Christianity’s Long Tradition of Hating Science

I highly recommend the movie Agora, which depicts the life and death of the female philosopher and mathematician Hypatia in Alexandria, about 400 CE. An agora is a marketplace, in this place the marketplace of ideas in ancient Alexandria where Egyptian paganism, early Christianity, and early science were all in public view. As the Roman Empire crumbled, the Christians of Alexandria seized power and suppressed the marketplace of ideas, replacing it with religious dictatorship. This was the main theme of the movie: both the leader of a Christian terrorist organization, and Cyril, who is today esteemed as a great figure in church history, used violence to suppress scientific inquiry. In particular, Cyril used a passage from the writings of Paul (which, it turns out, was inserted into Paul’s writing by a later religious leader) to condemn Hypatia for being a woman who dared to teach men. You cannot watch this movie without coming away with a dark understanding that the early Christian church, far from being a community of love that welcomed the downtrodden of the world into its embrace, was little different from a terrorist organization, and hated scientific inquiry. The Christian terrorist leader gave bread to the poor with the conscious purpose of recruiting them as rioters to take over the city of Alexandria. Not surprisingly, at the end, the Christians strip Hypatia, stone her, mutilate her, and drag her through the streets of Alexandria for the glory of God and Jesus Christ.

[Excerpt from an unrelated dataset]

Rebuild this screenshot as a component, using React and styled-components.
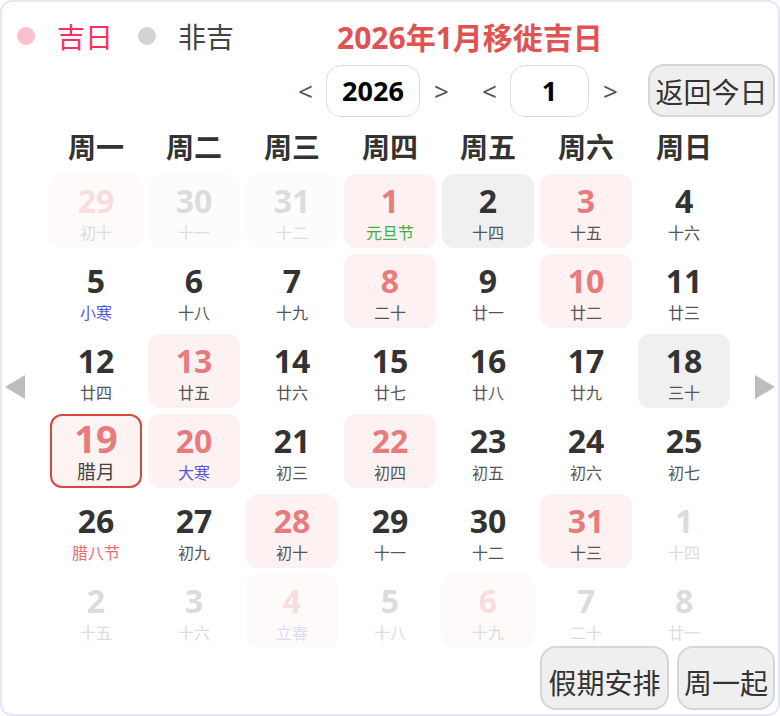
import styled, { createGlobalStyle } from "styled-components";

const GlobalStyle = createGlobalStyle`
  body {
    margin: 0;
    background: #fff;
    font-family: "Noto Sans", "Noto Sans CJK SC", sans-serif;
  }
`;

const prev = [
  { d: 29, l: "初十", kind: "lucky" },
  { d: 30, l: "十一", kind: "gray" },
  { d: 31, l: "十二", kind: "gray" },
];

const lucky = [1, 3, 8, 10, 13, 20, 22, 28, 31];
const gray = [2, 18];
const lunar = [
  "元旦节", "十四", "十五", "十六", "小寒", "十八", "十九", "二十", "廿一", "廿二",
  "廿三", "廿四", "廿五", "廿六", "廿七", "廿八", "廿九", "三十", "腊月", "大寒",
  "初三", "初四", "初五", "初六", "初七", "腊八节", "初九", "初十", "十一", "十二", "十三",
];
const tones = { 1: "green", 5: "blue", 20: "blue", 26: "red" };

const current = lunar.map((l, i) => {
  const d = i + 1;
  return {
    d,
    l,
    kind: lucky.includes(d) ? "lucky" : gray.includes(d) ? "gray" : "plain",
    tone: tones[d],
    today: d === 19,
  };
});

const next = [
  { d: 1, l: "十四" },
  { d: 2, l: "十五" },
  { d: 3, l: "十六" },
  { d: 4, l: "立春", kind: "lucky", tone: "blue" },
  { d: 5, l: "十八" },
  { d: 6, l: "十九", kind: "lucky" },
  { d: 7, l: "二十" },
  { d: 8, l: "廿一" },
];

const days = [
  ...prev.map((c) => ({ ...c, faded: true })),
  ...current,
  ...next.map((c) => ({ kind: "plain", ...c, faded: true })),
];

const weekdays = ["周一", "周二", "周三", "周四", "周五", "周六", "周日"];

const Frame = styled.div`
  width: 780px;
  height: 716px;
  box-sizing: border-box;
  border: 2px solid #e5e8f4;
  border-radius: 12px;
  overflow: hidden;
  display: flex;
  flex-direction: column;
`;

const TopBar = styled.div`
  height: 62px;
  box-sizing: border-box;
  padding: 6px 0 0 15px;
  display: flex;
  align-items: center;
`;

const Dot = styled.span`
  width: 18px;
  height: 18px;
  border-radius: 50%;
  background: ${(p) => p.$color};
  margin-right: 22px;
`;

const Legend = styled.span`
  font-size: 28px;
  color: ${(p) => p.$color};
  margin-right: 25px;
`;

const Title = styled.h1`
  margin: 0 0 0 78px;
  font-size: 30px;
  font-weight: 700;
  color: #e05353;
`;

const Controls = styled.div`
  height: 53px;
  display: flex;
  align-items: center;
  justify-content: flex-end;
  padding-right: 3px;
`;

const Chevron = styled.span`
  font-size: 26px;
  color: #555;
  width: 14px;
  text-align: center;
  margin: 0 ${(p) => p.$after || 14}px 0 0;
`;

const ValueBox = styled.div`
  width: ${(p) => p.$w}px;
  height: 52px;
  box-sizing: border-box;
  border: 1.5px solid #dcdde3;
  border-radius: 15px;
  display: flex;
  align-items: center;
  justify-content: center;
  font-size: 27px;
  font-weight: 700;
  color: #000;
  margin-right: 14px;
`;

const GreyButton = styled.button`
  height: ${(p) => p.$h || 53}px;
  box-sizing: border-box;
  padding: 0 4px;
  border: 2px solid #d6d6d6;
  border-radius: 16px;
  background: #efefef;
  font-family: "Noto Sans", "Noto Sans CJK SC", sans-serif;
  font-size: 28px;
  color: #333;
  display: flex;
  align-items: ${(p) => (p.$low ? "flex-end" : "center")};
  justify-content: center;
  padding-bottom: ${(p) => (p.$low ? "6px" : "0")};
`;

const Body = styled.div`
  display: flex;
  align-items: center;
  margin-top: 9px;
`;

const Side = styled.div`
  width: 48px;
  display: flex;
  justify-content: ${(p) => (p.$right ? "flex-end" : "flex-start")};
  padding: 0 3px;
  box-sizing: border-box;
`;

const Triangle = styled.span`
  width: 0;
  height: 0;
  border-top: 12px solid transparent;
  border-bottom: 12px solid transparent;
  ${(p) => (p.$right ? "border-left" : "border-right")}: 20px solid #bdbdbd;
`;

const Center = styled.div`
  width: 681px;
`;

const Week = styled.div`
  display: grid;
  grid-template-columns: repeat(7, 1fr);
  column-gap: 6px;
  height: 40px;
  align-items: center;
  margin-bottom: 8px;
`;

const WeekLabel = styled.div`
  text-align: center;
  font-size: 28px;
  font-weight: 700;
  color: #333;
`;

const Grid = styled.div`
  display: grid;
  grid-template-columns: repeat(7, 1fr);
  grid-auto-rows: 74px;
  gap: 6px;
`;

const bgFor = (kind, faded) => {
  if (kind === "lucky") return faded ? "#fefaf9" : "#fdf2f1";
  if (kind === "gray") return faded ? "#fcfcfc" : "#f0f0f0";
  return "transparent";
};

const numFor = (kind, faded, today) => {
  if (kind === "lucky" || today) return faded ? "#f9dcdc" : "#e87b7b";
  return faded ? "#dcdcdc" : "#333";
};

const toneColors = {
  green: "#3fae45",
  blue: "#5656e0",
  red: "#ea6d6d",
};

const Cell = styled.div`
  box-sizing: border-box;
  border-radius: 12px;
  background: ${(p) => (p.$today ? "#fdf3f2" : bgFor(p.$kind, p.$faded))};
  border: ${(p) => (p.$today ? "2px solid #d8463c" : "none")};
  display: flex;
  flex-direction: column;
  align-items: center;
  padding-top: ${(p) => (p.$today ? "0" : "6px")};
`;

const Num = styled.div`
  font-size: ${(p) => (p.$today ? 38 : 32)}px;
  font-weight: 700;
  line-height: ${(p) => (p.$today ? 44 : 42)}px;
  color: ${(p) => numFor(p.$kind, p.$faded, p.$today)};
`;

const Lunar = styled.div`
  font-size: ${(p) => (p.$today ? 19 : 16)}px;
  line-height: ${(p) => (p.$today ? 24 : 22)}px;
  color: ${(p) => {
    if (p.$tone) return p.$faded ? "#dcdcf8" : toneColors[p.$tone];
    return p.$faded ? "#dcdcdc" : p.$today ? "#444" : "#555";
  }};
`;

const Footer = styled.div`
  display: flex;
  justify-content: flex-end;
  gap: 8px;
  padding-right: 3px;
  margin-top: -2px;
`;

export default function App() {
  return (
    <>
      <GlobalStyle />
      <Frame>
        <TopBar>
          <Dot $color="#ffc0cb" />
          <Legend $color="#ff2f5c">吉日</Legend>
          <Dot $color="#d3d3d3" />
          <Legend $color="#444">非吉</Legend>
          <Title>2026年1月移徙吉日</Title>
        </TopBar>
        <Controls>
          <Chevron>&lt;</Chevron>
          <ValueBox $w={94}>2026</ValueBox>
          <Chevron $after={34}>&gt;</Chevron>
          <Chevron>&lt;</Chevron>
          <ValueBox $w={79}>1</ValueBox>
          <Chevron $after={31}>&gt;</Chevron>
          <GreyButton style={{ width: 127 }}>返回今日</GreyButton>
        </Controls>
        <Body>
          <Side>
            <Triangle />
          </Side>
          <Center>
            <Week>
              {weekdays.map((w) => (
                <WeekLabel key={w}>{w}</WeekLabel>
              ))}
            </Week>
            <Grid>
              {days.map((c, i) => (
                <Cell key={i} $kind={c.kind} $faded={c.faded} $today={c.today}>
                  <Num $kind={c.kind} $faded={c.faded} $today={c.today}>
                    {c.d}
                  </Num>
                  <Lunar $tone={c.tone} $faded={c.faded} $today={c.today}>
                    {c.l}
                  </Lunar>
                </Cell>
              ))}
            </Grid>
          </Center>
          <Side $right>
            <Triangle $right />
          </Side>
        </Body>
        <Footer>
          <GreyButton $h={64} $low style={{ width: 129 }}>
            假期安排
          </GreyButton>
          <GreyButton $h={64} $low style={{ width: 98 }}>
            周一起
          </GreyButton>
        </Footer>
      </Frame>
    </>
  );
}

Of course, we all know that many Christian thinkers have embraced scientific inquiry. But the historical facts, as dramatized in this movie, show that this is not how the Christian church got started. It got started as a way of violently repressing all freedom of thought. Christian philosophers and scientists came later, and always represented a minority within Christianity. To this day, among conservative Christians, there are far more people who merely want to use religion as a way of controlling the minds of others, and of grabbing political power, than people who truly want to understand the universe from a Christian viewpoint. Back when I was a Christian intellectual, a member of the American Scientific Affiliation and a professor at Christian colleges, it was clear to me that Christian intellectuals were as out of place in most conservative churches as were non-Christian intellectuals. Christian scientific inquiry exists, but is almost invisible against the flames of conservative Christian suppression of science. The pursuit of knowledge was, and is, an artificial and withering graft onto the corpus of conservative Christianity.

A secondary theme in the movie was the utter joy that Hypatia experienced when she finally understood how the planets revolved around the sun in ellipses rather than circles. This joy was in her heart as she walked out into the street to offer herself as a sacrifice to the Christian terrorists. We do not know if the historical Hypatia figured out the discoveries usually attributed to Kepler, over a millennium later, but she might have: her works have all been destroyed, perhaps by Christians of fifth-century Alexandria who insisted that a flat, unmoving Earth was the only belief that should be permitted.

The dark repressive attitude of the Christian church, even in its earliest centuries, contrasts starkly with the brilliant embrace of wisdom that Jesus had. Within a century of Jesus’ death, his church had turned into a political force that would gladly have impaled its own founder on a stake for daring to preach love and forgiveness and for going out onto the hillsides to try to learn about the world through observation.

Even today, most churches are merely mechanisms for extracting money from and exercising control over the minds of people who are looking for love. Not all churches are like this, and there are individual exceptions within most churches. But as an expression of human thought and a conduit of love and altruism, religion has little to recommend it. If you want to learn the truth about the world and how to live, study science, and read the words of Jesus, but don’t bother with any Christianity that came after Jesus.